The problem
Leave out every picture, then transcribe the rest of the listing exactly.

===== Recorded information

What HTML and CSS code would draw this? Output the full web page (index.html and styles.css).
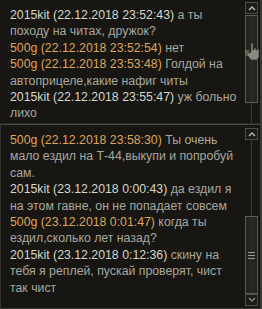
FILE: index.html
```html
<!DOCTYPE html>
<html>
<head>
<meta charset="utf-8">
<link rel="stylesheet" href="styles.css">
</head>
<body>
<div class="chat">
  <div class="panel top">
    <div class="log">
      <div class="msg"><span class="who w">2015kit (22.12.2018 23:52:43)</span> а ты<br>походу на читах, дружок?</div>
      <div class="msg"><span class="who o">500g (22.12.2018 23:52:54)</span> нет</div>
      <div class="msg"><span class="who o">500g (22.12.2018 23:53:48)</span> Голдой на<br>автоприцеле,какие нафиг читы</div>
      <div class="msg"><span class="who w">2015kit (22.12.2018 23:55:47)</span> уж больно<br>лихо</div>
    </div>
    <div class="sbar">
      <div class="btn"><svg width="8" height="6" viewBox="0 0 8 6"><path d="M1 5 L4 2 L7 5" fill="none" stroke="#bdbdb0" stroke-width="1.4"/></svg></div>
      <div class="track">
        <div class="thumb t1"></div>
        <div class="rail"></div>
      </div>
    </div>
    <svg class="cursor" width="16" height="18" viewBox="0 0 16 18">
      <path d="M6 1 h2 v7 h1 v-2 h2 v2 h1 v-1 h2 v8 l-2 3 h-6 l-3 -4 v-3 h2 v-1 h1 z" fill="#8a8a80" stroke="#2a2a24" stroke-width="0.6"/>
      <path d="M0 9 h4 M0 11 h4 M1 13 h3" stroke="#b0b0a4" stroke-width="0.8"/>
    </svg>
  </div>
  <div class="panel bottom">
    <div class="log">
      <div class="msg"><span class="who o">500g (22.12.2018 23:58:30)</span> Ты очень<br>мало ездил на Т-44,выкупи и попробуй<br>сам.</div>
      <div class="msg"><span class="who w">2015kit (23.12.2018 0:00:43)</span> да ездил я<br>на этом гавне, он не попадает совсем</div>
      <div class="msg"><span class="who o">500g (23.12.2018 0:01:47)</span> когда ты<br>ездил,сколько лет назад?</div>
      <div class="msg"><span class="who w">2015kit (23.12.2018 0:12:36)</span> скину на<br>тебя я реплей, пускай проверят, чист<br>так чист</div>
    </div>
    <div class="sbar">
      <div class="btn"><svg width="8" height="6" viewBox="0 0 8 6"><path d="M1 5 L4 2 L7 5" fill="none" stroke="#bdbdb0" stroke-width="1.4"/></svg></div>
      <div class="track">
        <div class="rail"></div>
        <div class="thumb t2"><span class="grip"></span></div>
      </div>
      <div class="btn"><svg width="8" height="6" viewBox="0 0 8 6"><path d="M1 1 L4 4 L7 1" fill="none" stroke="#8a8a80" stroke-width="1.4"/></svg></div>
    </div>
  </div>
</div>
</body>
</html>
```
FILE: styles.css
```css
html, body {
  margin: 0;
  padding: 0;
  background: #11110e;
}
.chat {
  width: 262px;
  height: 309px;
  display: flex;
  flex-direction: column;
  font-family: "Liberation Sans", Arial, sans-serif;
  font-size: 12.3px;
  line-height: 16.4px;
  color: #a8a89e;
}
.panel {
  position: relative;
  display: flex;
  background: #171612;
  border-right: 2px solid #3a3a34;
}
.panel.top {
  height: 123px;
  border-bottom: 1px solid #2a2a25;
}
.panel.bottom {
  flex: 1;
  border-top: 1px solid #4a4a42;
  border-left: 1px solid #34342e;
  border-bottom: 1px solid #3a3a34;
}
.log {
  flex: 1;
  padding: 7px 0 0 10px;
  white-space: nowrap;
}
.panel.bottom .log {
  padding: 7px 0 0 9px;
}
.who.w { color: #d6d6ca; }
.who.o { color: #dda55c; }
.sbar {
  width: 13px;
  margin-right: 2px;
  padding-top: 2px;
  display: flex;
  flex-direction: column;
}
.panel.bottom .sbar {
  padding-top: 3px;
  padding-bottom: 2px;
}
.btn {
  height: 10px;
  border: 1px solid #4e4e46;
  background: #1c1b17;
  display: flex;
  align-items: center;
  justify-content: center;
}
.track {
  flex: 1;
  display: flex;
  flex-direction: column;
  align-items: center;
}
.rail {
  flex: 1;
  width: 1px;
  background: #3a3a33;
}
.thumb {
  width: 11px;
  border: 1px solid #5c5c52;
  background: linear-gradient(90deg, #222119 0, #2a2922 50%, #222119 100%);
  display: flex;
  align-items: center;
  justify-content: center;
}
.thumb.t1 {
  height: 86px;
  margin-top: 1px;
}
.thumb.t2 {
  height: 76px;
}
.grip {
  width: 7px;
  height: 5px;
  border-top: 1px solid #9a9a8e;
  border-bottom: 1px solid #9a9a8e;
  background: linear-gradient(#0000 2px, #9a9a8e 2px, #9a9a8e 3px, #0000 3px);
}
.cursor {
  position: absolute;
  left: 245px;
  top: 42px;
}
```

==========

Written answer
What HTML and CSS code would draw this? Output the full web page (index.html and styles.css).
FILE: index.html
```html
<!DOCTYPE html>
<html>
<head>
<meta charset="utf-8">
<link rel="stylesheet" href="styles.css">
</head>
<body>
<div class="chat">
  <div class="panel top">
    <div class="log">
      <div class="msg"><span class="who w">2015kit (22.12.2018 23:52:43)</span> а ты<br>походу на читах, дружок?</div>
      <div class="msg"><span class="who o">500g (22.12.2018 23:52:54)</span> нет</div>
      <div class="msg"><span class="who o">500g (22.12.2018 23:53:48)</span> Голдой на<br>автоприцеле,какие нафиг читы</div>
      <div class="msg"><span class="who w">2015kit (22.12.2018 23:55:47)</span> уж больно<br>лихо</div>
    </div>
    <div class="sbar">
      <div class="btn"><svg width="8" height="6" viewBox="0 0 8 6"><path d="M1 5 L4 2 L7 5" fill="none" stroke="#bdbdb0" stroke-width="1.4"/></svg></div>
      <div class="track">
        <div class="thumb t1"></div>
        <div class="rail"></div>
      </div>
    </div>
    <svg class="cursor" width="16" height="18" viewBox="0 0 16 18">
      <path d="M6 1 h2 v7 h1 v-2 h2 v2 h1 v-1 h2 v8 l-2 3 h-6 l-3 -4 v-3 h2 v-1 h1 z" fill="#8a8a80" stroke="#2a2a24" stroke-width="0.6"/>
      <path d="M0 9 h4 M0 11 h4 M1 13 h3" stroke="#b0b0a4" stroke-width="0.8"/>
    </svg>
  </div>
  <div class="panel bottom">
    <div class="log">
      <div class="msg"><span class="who o">500g (22.12.2018 23:58:30)</span> Ты очень<br>мало ездил на Т-44,выкупи и попробуй<br>сам.</div>
      <div class="msg"><span class="who w">2015kit (23.12.2018 0:00:43)</span> да ездил я<br>на этом гавне, он не попадает совсем</div>
      <div class="msg"><span class="who o">500g (23.12.2018 0:01:47)</span> когда ты<br>ездил,сколько лет назад?</div>
      <div class="msg"><span class="who w">2015kit (23.12.2018 0:12:36)</span> скину на<br>тебя я реплей, пускай проверят, чист<br>так чист</div>
    </div>
    <div class="sbar">
      <div class="btn"><svg width="8" height="6" viewBox="0 0 8 6"><path d="M1 5 L4 2 L7 5" fill="none" stroke="#bdbdb0" stroke-width="1.4"/></svg></div>
      <div class="track">
        <div class="rail"></div>
        <div class="thumb t2"><span class="grip"></span></div>
      </div>
      <div class="btn"><svg width="8" height="6" viewBox="0 0 8 6"><path d="M1 1 L4 4 L7 1" fill="none" stroke="#8a8a80" stroke-width="1.4"/></svg></div>
    </div>
  </div>
</div>
</body>
</html>
```
FILE: styles.css
```css
html, body {
  margin: 0;
  padding: 0;
  background: #11110e;
}
.chat {
  width: 262px;
  height: 309px;
  display: flex;
  flex-direction: column;
  font-family: "Liberation Sans", Arial, sans-serif;
  font-size: 12.3px;
  line-height: 16.4px;
  color: #a8a89e;
}
.panel {
  position: relative;
  display: flex;
  background: #171612;
  border-right: 2px solid #3a3a34;
}
.panel.top {
  height: 123px;
  border-bottom: 1px solid #2a2a25;
}
.panel.bottom {
  flex: 1;
  border-top: 1px solid #4a4a42;
  border-left: 1px solid #34342e;
  border-bottom: 1px solid #3a3a34;
}
.log {
  flex: 1;
  padding: 7px 0 0 10px;
  white-space: nowrap;
}
.panel.bottom .log {
  padding: 7px 0 0 9px;
}
.who.w { color: #d6d6ca; }
.who.o { color: #dda55c; }
.sbar {
  width: 13px;
  margin-right: 2px;
  padding-top: 2px;
  display: flex;
  flex-direction: column;
}
.panel.bottom .sbar {
  padding-top: 3px;
  padding-bottom: 2px;
}
.btn {
  height: 10px;
  border: 1px solid #4e4e46;
  background: #1c1b17;
  display: flex;
  align-items: center;
  justify-content: center;
}
.track {
  flex: 1;
  display: flex;
  flex-direction: column;
  align-items: center;
}
.rail {
  flex: 1;
  width: 1px;
  background: #3a3a33;
}
.thumb {
  width: 11px;
  border: 1px solid #5c5c52;
  background: linear-gradient(90deg, #222119 0, #2a2922 50%, #222119 100%);
  display: flex;
  align-items: center;
  justify-content: center;
}
.thumb.t1 {
  height: 86px;
  margin-top: 1px;
}
.thumb.t2 {
  height: 76px;
}
.grip {
  width: 7px;
  height: 5px;
  border-top: 1px solid #9a9a8e;
  border-bottom: 1px solid #9a9a8e;
  background: linear-gradient(#0000 2px, #9a9a8e 2px, #9a9a8e 3px, #0000 3px);
}
.cursor {
  position: absolute;
  left: 245px;
  top: 42px;
}
```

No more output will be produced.